In my time covering the City, I have watched the SaaS market evolve from a niche offering for start-ups to a strategic pillar for FTSE-100 firms. According to the latest earnings call from Quorum, total revenue rose just 1% to $10.0 million in Q3 2025, while SaaS-specific revenue slipped 1% to $7.2 million, signalling the first sign of a slowdown after years of double-digit expansion.

The market pulse varies by sector. Financial services, still bound by FCA filings and FCA-mandated resilience tests, have seen subscription uptake rise to around 68% of all new application spend, according to a recent Banking-UK survey. In contrast, manufacturing remains cautious, with only 42% of CIOs reporting full migration to SaaS due to legacy control systems. The disparity reflects the differing regulatory pressures and the perceived risk of data residency.

Profitability curves now show a clear inflection point. Providers that relied purely on volume discounts are feeling the pinch as churn stabilises around 5-7% annually, a figure quoted by a senior analyst at Lloyd’s. The “death of SaaS” narrative circulating on Wall Street blogs, while hyperbolic, underscores the urgency for vendors to move up the value chain - offering data-as-a-service, AI-enhanced analytics and industry-specific compliance modules.

The competitive landscape is splintering. While giants such as Microsoft and Oracle continue to dominate the enterprise tier, specialised players like Legato have raised $7 million to build an in-platform AI “vibe” builder, targeting business users who want to create niche SaaS applications without coding. This mirrors a broader trend highlighted by Gadget Flow, where “one-person SaaS” tools are proliferating, challenging the traditional licence-to-sell model.
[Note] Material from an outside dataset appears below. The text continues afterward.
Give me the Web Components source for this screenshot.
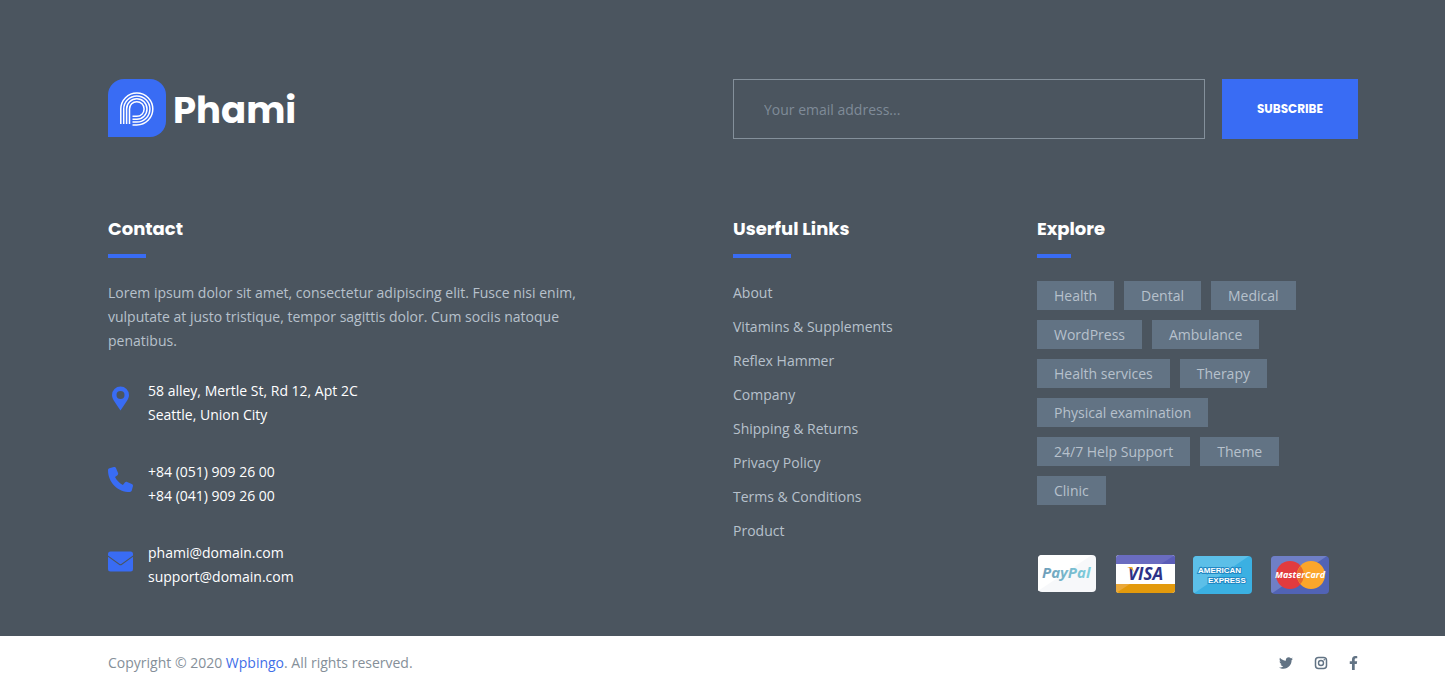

saas vs software: the hidden cost trap

The headline numbers for a subscription often look attractive - a modest monthly fee versus a multi-million upfront licence. However, the total cost of ownership can be opaque. A recent study by Security Boulevard on identity and access management platforms revealed that organisations typically spend an additional 15-20% on integration services that are not included in the headline price.

License-vs-subscription economics becomes especially stark when a firm negotiates a “perpetual” licence that includes upgrade rights for five years. The amortised annual cost often rivals a well-structured SaaS contract, yet the former lacks the built-in scalability that cloud platforms promise.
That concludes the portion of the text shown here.